On Thursday morning, about 15 Chicago McDonald’s employees rallied in front of the city’s monumental downtown location, chanting, “Hey, corporate, you can’t hide, we can see your greedy side!”
It’s not the first time demonstrators associated with the two year-old fast-food workers’ movement have crowded the sidewalk outside the Rock N Roll McDonald’s — once the chain’s busiest location in America — calling for a $15 an hour minimum wage and the right to unionize without retaliation from their employer. This time, though, they’re here to celebrate rather than protest.
The cause for excitement? On Tuesday, the National Labor Relations Board’s general counsel Richard Griffin determined that McDonald’s can be treated as a “joint employer” at its franchises — which could make the corporation partly accountable for the labor practices of its franchisees.
“This is huge news,” says Nazly Damasio, a spokesperson for the Fight for 15 campaign, which organized today’s demonstration with support from the Service Employees International Union (SEIU). “This is something that workers have known all along, that [McDonald’s is] responsible for the poverty wages and the poor working conditions in their stores. …It’s very exciting. It re-energizes us in the fight.”
In the past, McDonald’s has consistently deflected employee complaints by citing the fact that the vast majority of the chain’s restaurants — around 90 percent—are franchises, whose owners and operators are ostensibly permitted to set their own wage scale and determine other policies. Thus, when staff members have taken their bosses to task for unfair labor practices, the corporation has dodged criticism and legal penalties, claiming that the franchisees are solely responsible for any unsatisfactory conditions. And according to the New York Times, these cases added up: In the past 20 months, workers brought 181 allegations to the NLRB, in which they accused their bosses at McDonald’s of firing employees or cutting their hours to punish them for participating in protests. Griffin “found merit” in 43 of them.
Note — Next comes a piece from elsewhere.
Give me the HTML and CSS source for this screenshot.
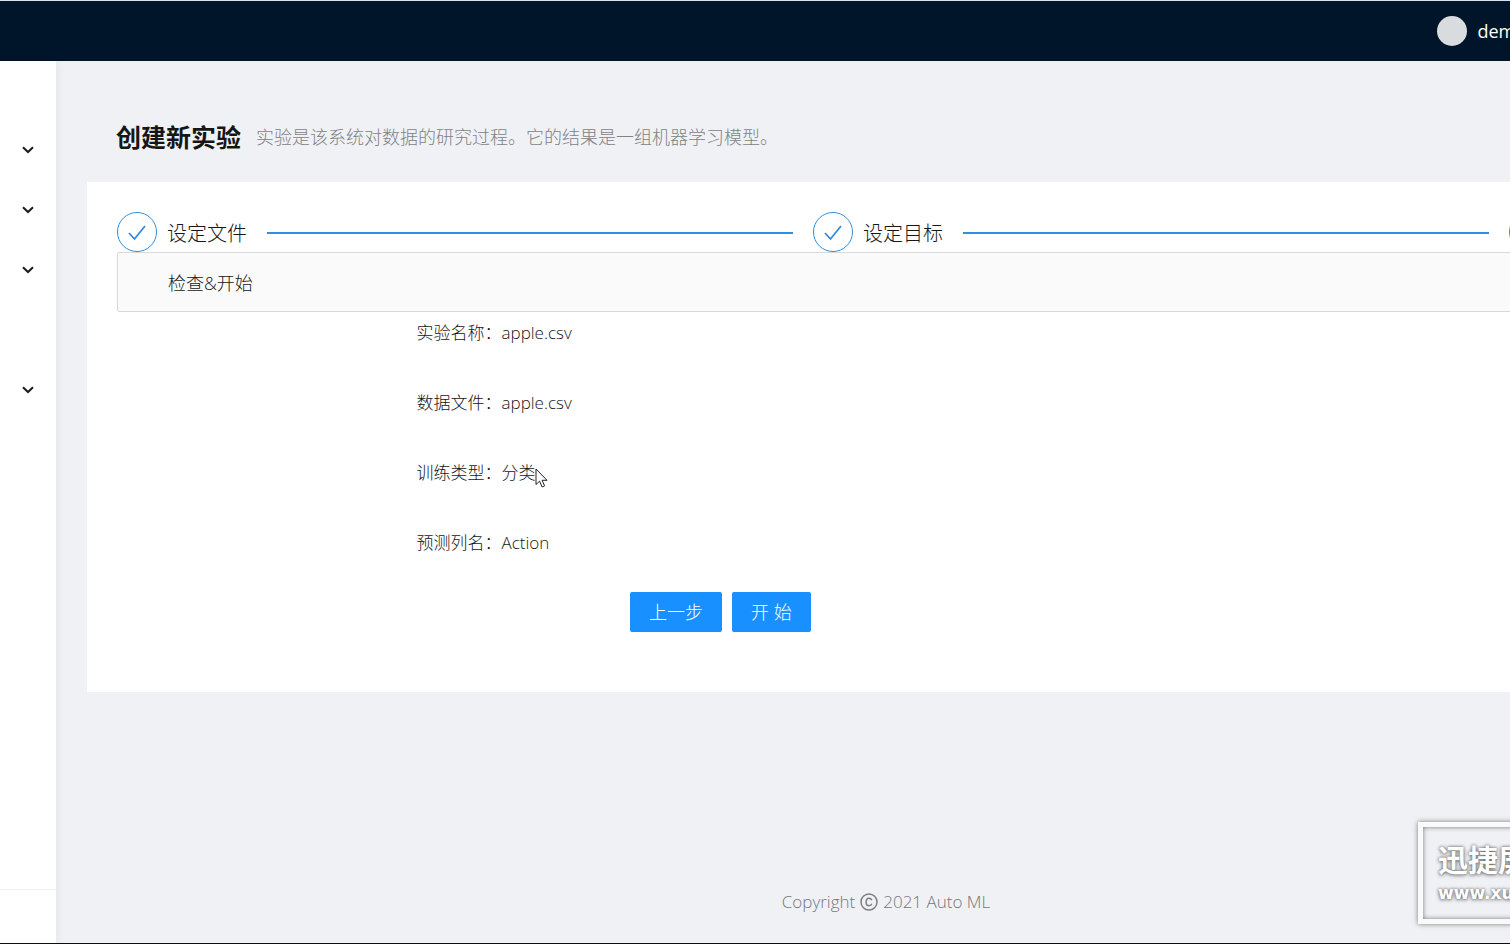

Both workers and legal experts have long claimed that McDonald’s has more influence in these situations than it would like to admit.
“Employers like McDonald’s seek to avoid recognizing the rights of their employees by claiming that they are not really their employee, despite exercising control over crucial aspects of the employement relationship,” says Julius Getman, Professor of Law at the University of Texas, Austin. “This [ruling] from the NLRB’s General Counsel recognizes the reality of McDonald’s power and control. McDonald’s should no longer be able to hide behind its franchisees.”
Nevertheless, McDonald’s maintains that they are not joint employers at the majority of their stores and that the NLRB has misinterpreted the relationship. According to a statement from Heather Smedstad, Senior Vice President of Human Resources at McDonald’s USA, the hamburger chain “will contest this allegation in the appropriate forum.” She goes on to caution that “this decision changes the rules for thousands of small businesses, and goes against decades of established law regarding the franchise model in the United States.”
Demonstrators at the Rock N Roll McDonald’s believe, however, that if the decision changes the rules, it changes them for the better. “I’m out here celebrating our victory,” says Nancy Salgado who has worked at various McDonald’s for the past 12 years. She goes on to explain,
Corporate was trying to say ‘We’re not aware of the employees, the franchise pays whatever it wants to pay, we don’t know what else to do.’ But now that it has been admitted that they are in joint employment it’s exciting because we knew that all along. Our workers know that. We have corporate coming in every once or twice a month to our stores, checking out how everything goes. … [The ruling] means a lot to us because we’re getting what we want: the big boss.”
If McDonald’s challenges its classification as joint employer, as it has threatened to do, either the NLRB or, eventually, the Supreme Court, could overturn Tuesday’s ruling by Griffin, an Obama appointee who worked at the International Union of Operating Engineers for 30 years. If the ruling stands, however, advocates say it could set a precedent for all lawsuits against other chain restaurants.
In fact, says Mark Barenberg, Co-Director of Columbia Law School’s Program on Labor Law and Policy, Griffin’s decision could “upend the fast-food industry’s decades-long strategy of ‘out-sourcing’ legal responsibility to franchisees when it comes to securing workers’ rights.”
Meanwhile, those mobilized by the Fight for 15 movement intend to keep pushing for higher wages and a union.
“We’re struggling. We’re all struggling,” says Remone Hughes, a South Side McDonald’s employee who has been to at least two other actions. Hughes says he has had a hard time paying his bills, especially his orthodontist’s tab for his braces, which cost him $600. “To work as hard as we do and to make as little as we do — it’s an inhumanity,” he says.
At the last Fight for 15 demonstration he attended, outside McDonald’s headquarters in nearby Oakbrook, Illinois, he was among 138 protesters arrested for civil disobedience. When asked whether he would risk arrest again for his cause, he answers, “Probably. No, not probably. Yeah, I will.”